Matteo Salvini si trova a Strasburgo per partecipare alla sessione plenaria straordinaria richiesta dal ministro dei Trasporti ceco, Martin Kupka, a proposito del pacchetto “Fit for 55” sullo stop alle auto a combustione nel 2035 e sulla normativa anti inquinamento Euro 7.

Alla riunione presso il Parlamento Europeo partecipano 7 Stati: oltre all’Italia ci sono Germania (il partner strategico per Roma), Repubblica Ceca, Polonia, Romania, Ungheria e Slovacchia. L’obiettivo è quello di giungere a una posizione comune e condivisa per richiedere alla Commissione Ue di approntare delle modifiche sugli standard Euro 7, la classe di inquinamento che entrerà in vigore dal 2024.

Allo stato attuale, i motori a combustione dovranno emettere meno di 60 g/km di anidride carbonica per rientrare all’interno dei paletti posti da Bruxelles.

Stop auto a combustione nel 2035, la posizione dell’Italia sul tema

In realtà, per l’Italia la partita si gioca soprattutto su un altro tavolo, quello della direttiva Ue che impone lo stop alla produzione (ma non alla vendita) di veicoli a motore termico (benzina e diesel) entro il 2035. Per le istituzioni europee questo passo rappresenta una tappa fondamentale nell’abbattimento delle emissioni inquinanti globali per raggiungere l’obiettivo della neutralità climatica fissata per il 2050.

La posizione del governo italiano è chiara, e sostiene che questa direzione industriale favorirà i mercati concorrenti quali Cina e Usa: i primi dispongono di quantità abbondanti di materie prime per la produzione delle batterie, i secondi hanno stanziato quasi 400 miliardi di dollari per incoraggiare le imprese americane. In sintesi, l’Ue non è all’altezza di questa sfida.

Nel mezzo si colloca l’industria automobilistica che sta prendendo direzioni abbastanza omogenee ma pretende chiarezza dalle istituzioni: ciascuna azienda, infatti, deve rispettare un tetto massimo di emissioni sull’intera gamma di produzione, la cui soglia è in progressiva diminuzione. I vertici imprenditoriali devono dunque capire se andare all-in sull’elettrificazione (come molti hanno fatto nei rispettivi piani industriali), oppure investire in motori a combustione di nuova generazione particolarmente efficienti.

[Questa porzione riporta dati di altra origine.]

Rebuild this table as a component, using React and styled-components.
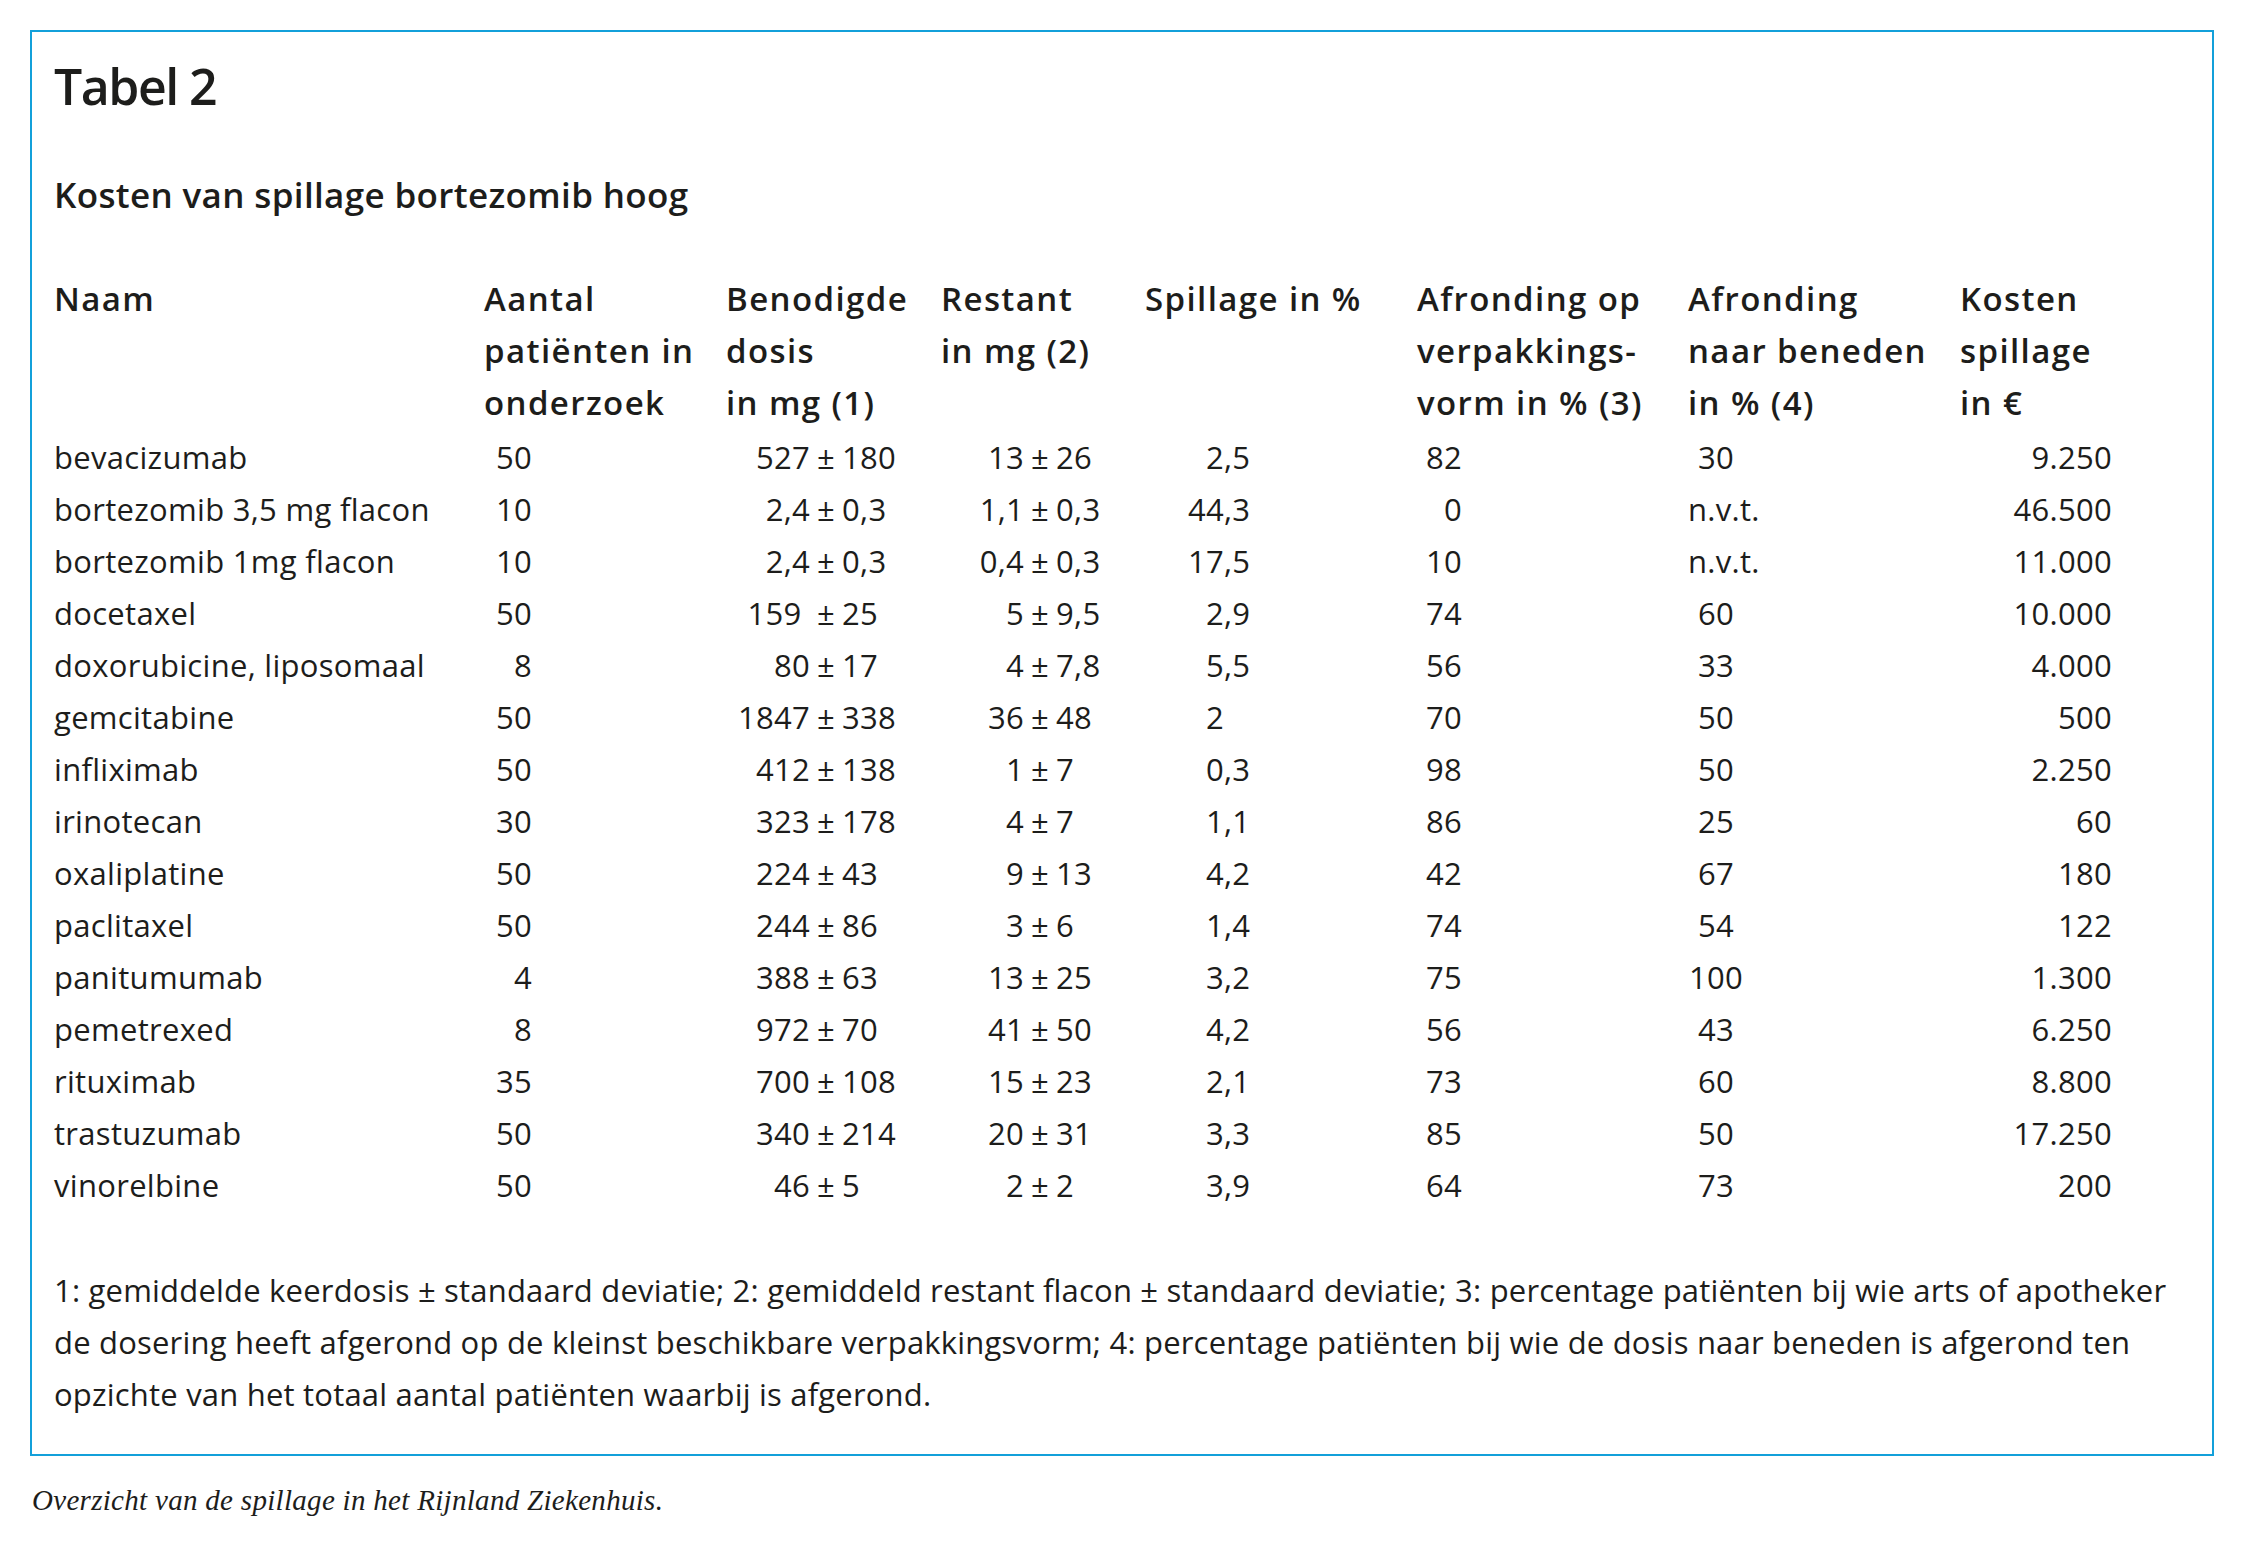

Domani in Parlamento Ue il voto sulle “case green”: Italia contraria

Nelle ultime dichiarazioni sul tema Giorgia Meloni aveva chiesto all’Europa di lasciare alle singole nazioni la facoltà di scegliere il modo in cui abbattere le emissioni inquinanti. Per Roma, infatti, la strada dell’elettrico non è percorribile come opzione prioritaria.

Il ministro ceco Kupka ha definito il provvedimento Ue sullo standard Euro 7 “una minaccia per l’industria automobilistica europea”, e anche per Praga che con il marchio Skoda rappresenta un asset strategico per l’economia nazionale. Secondo il fronte del “no”, l’automobile europea è destinata a diventare un bene di lusso, con i clienti che saranno così orientati a modelli di importazione.

L’ago della bilancia è certamente la Germania, che ha fatto saltare il banco durante l’ultima riunione astenendosi dal voto: Berlino ha infatti aperto lo scenario dei carburanti sintetici (i cosiddetti “e-fuels”). Sul dossier delle auto elettriche l’Austria allarga il fronte dei contrari per bocca del cancelliere Karl Nehammer: anche qui il ramo automobilistico costituisce una risorsa troppo importante.

Ma l’elettrificazione non riguarda solamente le auto, bensì anche il comparto edilizio. La direttiva sulle “case green” è attesa domani in Parlamento Europeo per un primo voto esplorativo. Un nuovo banco di prova che vedrà con tutta probabilità l’approvazione della maggioranza dell’Aula, ma davanti al quale il ministro Gilberto Pichetto Fratin ha già espresso la linea della contrarietà italiana.